Blog about it. 37Signals, the makers of the wiki Basecamp,  welcomed their newest employee with an introduction on their very popular blog: Introducing our new designer: Jamie Dihiansan.

Announce it to your partners and vendors. It’s flattering to the new hire. It builds their confidence. And it will smooth their first interactions with your partners and vendors. That will make them effective from their first call or email.

Your vendors will appreciate the close communication that ensures a smooth start for this new relationship.

Idea: Why not issue a press release for your newest front-line employee**? ( Who spends more of their time influencing a customer’s impression of your brand than your front-line employees?)

Well-begun is half done.  Follow these steps and you’re half-way to your goal of sending your employees home every night happy. And that’s the half-way mark to ensuring they want to come back the next day and the day after and the day after…

I’ll show you how to get all the way home in the next post. I’ll share some tips and stories on how to ensure the experience of the first day is continued most days, if not every day.

** This idea came to me as I wrote this post. As I’ve edited this post, it still seems like a good idea. What do you think?

Image: Depositphotos.com

12 Comments ▼

Zane Safrit Zane Safrit's My passion is small business and the operations' excellence required to deliver a product that creates word-of-mouth, customer referrals and instills pride in those whose passion created it. Zane's blog is Zane Safrit.

12 Reactions
  1. Well, it is Zane.

    But these two points you mentioned:
    # Decorate their parking spot.
    # Have everyone greet them at the front door.

    — Are quite OA.

  2. Sometimes it’s the smallest things that make a difference. Good checklist, Zane.

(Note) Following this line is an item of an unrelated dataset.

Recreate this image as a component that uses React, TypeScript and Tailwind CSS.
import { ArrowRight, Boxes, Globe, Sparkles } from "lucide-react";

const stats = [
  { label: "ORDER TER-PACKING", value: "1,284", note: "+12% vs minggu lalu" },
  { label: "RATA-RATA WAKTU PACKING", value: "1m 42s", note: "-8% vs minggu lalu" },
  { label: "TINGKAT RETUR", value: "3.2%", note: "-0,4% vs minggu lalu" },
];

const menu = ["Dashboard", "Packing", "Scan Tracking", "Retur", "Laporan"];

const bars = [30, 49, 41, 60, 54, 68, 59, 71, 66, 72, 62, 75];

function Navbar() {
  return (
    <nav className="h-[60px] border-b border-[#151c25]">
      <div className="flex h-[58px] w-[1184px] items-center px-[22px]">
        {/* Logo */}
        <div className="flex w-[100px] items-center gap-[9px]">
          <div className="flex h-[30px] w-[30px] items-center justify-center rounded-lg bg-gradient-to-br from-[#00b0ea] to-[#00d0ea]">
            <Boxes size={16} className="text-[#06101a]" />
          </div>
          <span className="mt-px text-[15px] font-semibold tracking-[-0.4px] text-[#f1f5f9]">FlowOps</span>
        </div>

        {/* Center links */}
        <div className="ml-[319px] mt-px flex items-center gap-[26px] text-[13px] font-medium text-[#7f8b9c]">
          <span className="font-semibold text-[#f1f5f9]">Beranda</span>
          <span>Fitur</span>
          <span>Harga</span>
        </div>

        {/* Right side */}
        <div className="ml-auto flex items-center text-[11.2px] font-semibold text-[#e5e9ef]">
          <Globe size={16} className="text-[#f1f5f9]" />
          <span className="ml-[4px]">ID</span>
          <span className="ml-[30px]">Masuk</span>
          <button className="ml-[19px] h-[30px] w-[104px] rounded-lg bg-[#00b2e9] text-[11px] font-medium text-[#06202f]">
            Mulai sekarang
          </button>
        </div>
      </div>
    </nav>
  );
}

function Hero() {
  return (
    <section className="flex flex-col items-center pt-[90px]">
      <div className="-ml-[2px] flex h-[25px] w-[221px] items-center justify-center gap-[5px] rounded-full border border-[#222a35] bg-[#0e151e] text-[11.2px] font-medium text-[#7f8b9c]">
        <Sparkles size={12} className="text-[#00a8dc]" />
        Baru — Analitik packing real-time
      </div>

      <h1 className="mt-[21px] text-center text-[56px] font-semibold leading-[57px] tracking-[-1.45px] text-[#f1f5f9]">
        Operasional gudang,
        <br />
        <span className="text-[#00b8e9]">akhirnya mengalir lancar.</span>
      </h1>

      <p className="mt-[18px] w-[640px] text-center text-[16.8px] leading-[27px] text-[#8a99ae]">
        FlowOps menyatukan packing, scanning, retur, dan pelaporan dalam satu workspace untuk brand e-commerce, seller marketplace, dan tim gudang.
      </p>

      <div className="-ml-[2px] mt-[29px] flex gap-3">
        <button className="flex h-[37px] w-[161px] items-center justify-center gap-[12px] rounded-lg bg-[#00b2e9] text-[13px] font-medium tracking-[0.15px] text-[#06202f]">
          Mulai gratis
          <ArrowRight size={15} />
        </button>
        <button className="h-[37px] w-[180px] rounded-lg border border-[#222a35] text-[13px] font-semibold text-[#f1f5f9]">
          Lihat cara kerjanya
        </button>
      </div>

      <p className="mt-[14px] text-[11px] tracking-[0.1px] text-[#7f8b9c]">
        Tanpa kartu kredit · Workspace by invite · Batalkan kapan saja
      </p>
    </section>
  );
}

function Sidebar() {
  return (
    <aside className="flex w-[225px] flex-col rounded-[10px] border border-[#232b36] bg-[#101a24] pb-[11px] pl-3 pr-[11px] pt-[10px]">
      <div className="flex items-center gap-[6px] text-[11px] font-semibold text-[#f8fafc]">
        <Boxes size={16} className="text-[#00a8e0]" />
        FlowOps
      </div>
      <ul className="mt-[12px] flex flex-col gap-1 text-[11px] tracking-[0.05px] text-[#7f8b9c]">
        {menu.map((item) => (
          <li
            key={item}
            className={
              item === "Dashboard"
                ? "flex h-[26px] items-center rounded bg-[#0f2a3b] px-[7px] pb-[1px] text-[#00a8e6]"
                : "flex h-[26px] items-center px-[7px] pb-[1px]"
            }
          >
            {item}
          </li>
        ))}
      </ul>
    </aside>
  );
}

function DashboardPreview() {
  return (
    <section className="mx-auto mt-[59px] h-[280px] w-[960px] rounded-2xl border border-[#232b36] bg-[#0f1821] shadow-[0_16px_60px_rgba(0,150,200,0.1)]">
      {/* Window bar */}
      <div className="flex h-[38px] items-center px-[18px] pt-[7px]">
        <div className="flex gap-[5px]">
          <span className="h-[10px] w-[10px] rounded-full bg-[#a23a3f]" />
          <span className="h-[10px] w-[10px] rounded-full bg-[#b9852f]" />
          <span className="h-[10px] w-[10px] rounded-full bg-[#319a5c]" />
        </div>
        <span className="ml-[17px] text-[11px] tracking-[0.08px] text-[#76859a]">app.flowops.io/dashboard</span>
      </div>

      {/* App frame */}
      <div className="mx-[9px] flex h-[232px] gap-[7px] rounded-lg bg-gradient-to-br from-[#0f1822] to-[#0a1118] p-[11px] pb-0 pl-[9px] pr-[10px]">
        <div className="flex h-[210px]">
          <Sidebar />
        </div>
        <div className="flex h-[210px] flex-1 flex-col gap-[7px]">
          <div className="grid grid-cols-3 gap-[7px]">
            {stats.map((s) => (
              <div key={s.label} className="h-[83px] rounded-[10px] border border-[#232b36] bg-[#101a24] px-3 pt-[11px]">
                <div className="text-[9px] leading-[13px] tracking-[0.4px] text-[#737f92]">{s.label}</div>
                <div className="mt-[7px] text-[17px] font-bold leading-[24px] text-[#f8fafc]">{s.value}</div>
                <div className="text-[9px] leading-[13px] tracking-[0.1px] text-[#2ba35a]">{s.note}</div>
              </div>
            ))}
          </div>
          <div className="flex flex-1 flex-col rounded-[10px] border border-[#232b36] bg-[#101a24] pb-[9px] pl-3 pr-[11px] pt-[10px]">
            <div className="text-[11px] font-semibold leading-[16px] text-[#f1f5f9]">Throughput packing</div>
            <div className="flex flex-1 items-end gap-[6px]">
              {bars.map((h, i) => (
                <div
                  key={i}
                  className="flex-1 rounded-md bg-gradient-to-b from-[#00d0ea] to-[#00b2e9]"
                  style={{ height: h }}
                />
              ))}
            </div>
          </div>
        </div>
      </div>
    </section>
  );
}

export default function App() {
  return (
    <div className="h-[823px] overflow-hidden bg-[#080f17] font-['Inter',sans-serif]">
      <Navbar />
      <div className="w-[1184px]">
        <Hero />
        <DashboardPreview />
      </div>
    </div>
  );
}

    For employees or even contractors who work remotely, I would add that sending a friendly welcome email is a good idea.

    — Anita

  3. Excellent points Zane, all of them. You mention feeding them. I used to work for a small privately owned company that was family run for years and whenever we’d hire someone new, the boss would always buy lunch for everyone that day. We’d all eat in the conference room together and stay as long as the conversation continued. We were all allowed to relax and talk openly with the new employee and it was a day to just get everyone comfortable. No work deadlines that day, no firm lunch hour . . . just kinda a “get to know ya” day. And it always worked. By the second day, the new employee was usually cheerfully approaching other employees because a bond was formed during the previous days activities.

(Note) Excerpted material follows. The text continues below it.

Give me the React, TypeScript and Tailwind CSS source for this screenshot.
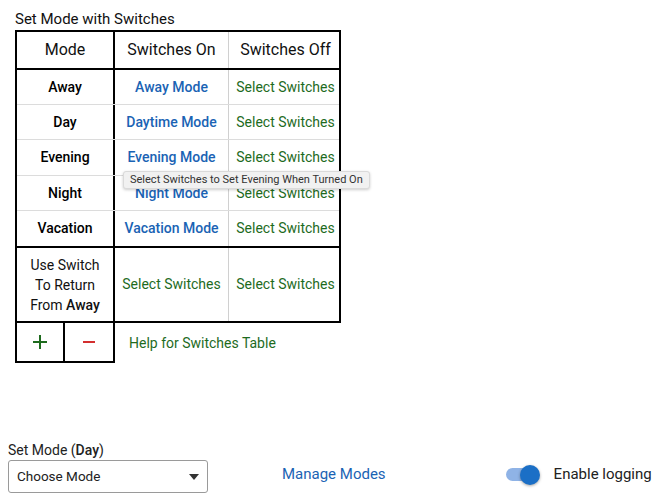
const modes = [
  { name: "Away", on: "Away Mode", h: "h-[35px]" },
  { name: "Day", on: "Daytime Mode", h: "h-[35px]" },
  { name: "Evening", on: "Evening Mode", h: "h-[36px]" },
  { name: "Night", on: "Night Mode", h: "h-[35px]" },
  { name: "Vacation", on: "Vacation Mode", h: "h-[35px]" },
];

function ModeRow({ name, on, h, last }: { name: string; on: string; h: string; last: boolean }) {
  return (
    <div className={`flex ${h} ${last ? "" : "border-b border-[#dcdcdc]"}`}>
      <div className="w-[98px] border-r-2 border-black flex items-center justify-center font-medium text-[14px] text-black">
        {name}
      </div>
      <div className="w-[114px] border-r border-[#d0d0d0] flex items-center justify-center font-medium text-[14px] text-[#1a63b4]">
        {on}
      </div>
      <div className="flex-1 flex items-center justify-center pl-[3px] text-[14px] text-[#1e6b1e]">
        Select Switches
      </div>
    </div>
  );
}

export default function App() {
  return (
    <div className="w-[666px] h-[500px] bg-white text-black overflow-hidden" style={{ fontFamily: "Roboto, 'Liberation Sans', sans-serif" }}>
      <div className="pl-[15px] pt-[8px]">
        <div className="text-[15px] leading-[22px] text-[#111]">Set Mode with Switches</div>

        <div className="relative">
          <div className="w-[326px] border-2 border-black">
            <div className="flex h-[38px] border-b-2 border-black text-[16px] text-[#111]">
              <div className="w-[98px] border-r-2 border-black flex items-center justify-center">Mode</div>
              <div className="w-[114px] border-r border-[#d0d0d0] flex items-center justify-center">Switches On</div>
              <div className="flex-1 flex items-center justify-center pl-[3px]">Switches Off</div>
            </div>

            {modes.map((m, i) => (
              <ModeRow key={m.name} name={m.name} on={m.on} h={m.h} last={i === modes.length - 1} />
            ))}

            <div className="flex h-[75px] border-t-2 border-black">
              <div className="w-[98px] border-r-2 border-black flex items-center justify-center text-center text-[14px] leading-[20px] text-[#111]">
                <div>
                  Use Switch
                  <br />
                  To Return
                  <br />
                  From <span className="font-medium">Away</span>
                </div>
              </div>
              <div className="w-[114px] border-r border-[#d0d0d0] flex items-center justify-center text-[14px] text-[#1e6b1e]">
                Select Switches
              </div>
              <div className="flex-1 flex items-center justify-center pl-[3px] text-[14px] text-[#1e6b1e]">
                Select Switches
              </div>
            </div>
          </div>

          <div className="flex items-center">
            <div className="flex w-[100px] h-[40px] border-2 border-t-0 border-black">
              <div className="w-[48px] border-r-2 border-black flex items-center justify-center">
                <svg width="16" height="16" viewBox="0 0 16 16">
                  <path d="M8 1v14M1 8h14" stroke="#1e6b1e" strokeWidth="2" />
                </svg>
              </div>
              <div className="flex-1 flex items-center justify-center">
                <svg width="12" height="4" viewBox="0 0 12 4">
                  <path d="M0 2h12" stroke="#d32f2f" strokeWidth="2" />
                </svg>
              </div>
            </div>
            <div className="ml-[14px] text-[14px] text-[#1e6b1e]">Help for Switches Table</div>
          </div>

          <div className="absolute left-[108px] top-[141px] h-[18px] px-[6px] flex items-center bg-[#f1f1f1] border border-[#dadada] rounded-[3px] shadow-[0_1px_3px_rgba(0,0,0,0.2)] text-[11px] text-[#333]">
            Select Switches to Set Evening When Turned On
          </div>
        </div>
      </div>

      <div className="pl-[8px] mt-[78px]">
        <div className="text-[14px] leading-[18px] text-[#222]">
          Set Mode (<span className="font-medium">Day</span>)
        </div>
        <div className="flex items-center mt-[1px]">
          <div className="w-[200px] h-[33px] border border-[#9a9a9a] rounded-[3px] flex items-center justify-between pl-[8px] pr-[8px]">
            <span className="text-[13.5px] text-[#222]">Choose Mode</span>
            <svg width="10" height="6" viewBox="0 0 10 6">
              <path d="M0 0h10L5 6z" fill="#333" />
            </svg>
          </div>
          <div className="ml-[74px] mb-[4px] text-[15px] text-[#1a63b4]">Manage Modes</div>
          <div className="ml-[120px] mb-[4px] relative w-[34px] h-[20px] flex items-center">
            <div className="w-[32px] h-[13px] rounded-full bg-[#8fb3e6]" />
            <div className="absolute right-0 top-0 w-[20px] h-[20px] rounded-full bg-[#1b6fc6] shadow-[0_1px_3px_rgba(0,0,0,0.35)]" />
          </div>
          <div className="ml-[14px] mb-[5px] text-[15px] text-[#222]">Enable logging</div>
        </div>
      </div>
    </div>
  );
}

  4. This is a really good list. My previous employer took no time out to make a new hire feel welcome. They always considered them lucky to even have the job and thought they should learn by watching. I know it had to have made the new person feel so out of place and uncomfortable. I guess that’s why a lot of hires never came back the second day.

    I think it’s a really nice idea to assign one person as their “guide”. It will give them that sense of ease to know that they have a specific person they can depend on for guidance and help.

  5. Another great read, Zane. The importance of making a new hire feel welcome cannot be focused upon enough. It can literally make or break the employment arrangement. As Amanda stated, I have worked places where new hires did not return on the second day. Now what’s that tell you? Tell me that the employer, employees and the environment affected them so negatively – they didn’t care to return. Money or no money. Now that’s bad.

  6. Arthur Bland: OA?

    This post took longer to write than normal. I kept revisiting some of the great and some of the bizarre experiences I’ve experienced with new hires and their/our first day. Maybe at a conference we’ll have a talent show and we can do skits…just using real-life experiences. Some of them are too funny….now. Some remain inspiring. Both helped me articulate in this post, what to do and what not to do.

    Anita, sending a welcome email the day/night before is a great idea, also.

    Amanda, I think I worked there once….It sounds familiar. LOL.

    Chris. You know if you’re going to “do a meal”, that plan you describe sounds the best. Both from the meal and the experience and the results.

    Thanks, all.

  7. Zane – great stuff. I want to work for a company that welcomes new employees like that. I would add that you clearly set the expectations. As part of letting them know the training schedule, let them know when you expect they’ll begin producing work or let them know that you aren’t expecting them to produce until they’ve been trained.

    When I started at Pearle Vision as a store manager I went through tons of training on selling and reports and understanding the P&L but everyday I’d start with the same question: when will you teach me to make glasses. Everyday my boss brushed off the questison and said “oh, you’ll pick that up.”

    To me the most important thing we did was make the glasses and as each day went by, I became more and more stressed. I knew there was an expectation that I would make glasss and yet no information as to how I would learn. It created an unnecessary level of stress each day I went to work.

    So I would say, set expectations.

    I did eventually learn to make glasses and also learned why he brushed it off – it is like making keys – not as difficult as you might imagine. If only he’d told me that.

  8. Hey Zane,

    Very poignant subject, especially in these times where lots of staff are moving around. I especially like the point about quickly announcing the person to partners and customers to show how valuable they are to the business.

    Like a growing number of small businesses, we use virtual staff in addition to local employees to run our business. Your points are still very applicable but have some different tactics to make it happen.

    I talked about these and how some of these can even boost their Internet Marketing efforts on our blog.

    http://www.hip3.com/2008/09/maximizing-a-new-virtual-team-member/

    Thanks again for the great post!

    Jon

  9. Team Taskmaster mobile edition

    […] you’re not sure, consider upgrading your onboarding process using the following guidelines. 1. Make new employees feel welcome. A gift basket, a group breakfast to introduce the new face, or other courtesies can help ease the […]

  10. Excellent suggestions, all of them. Nothing makes a person more welcome than a greeting, a schedule, a mentor and all the needed support materials.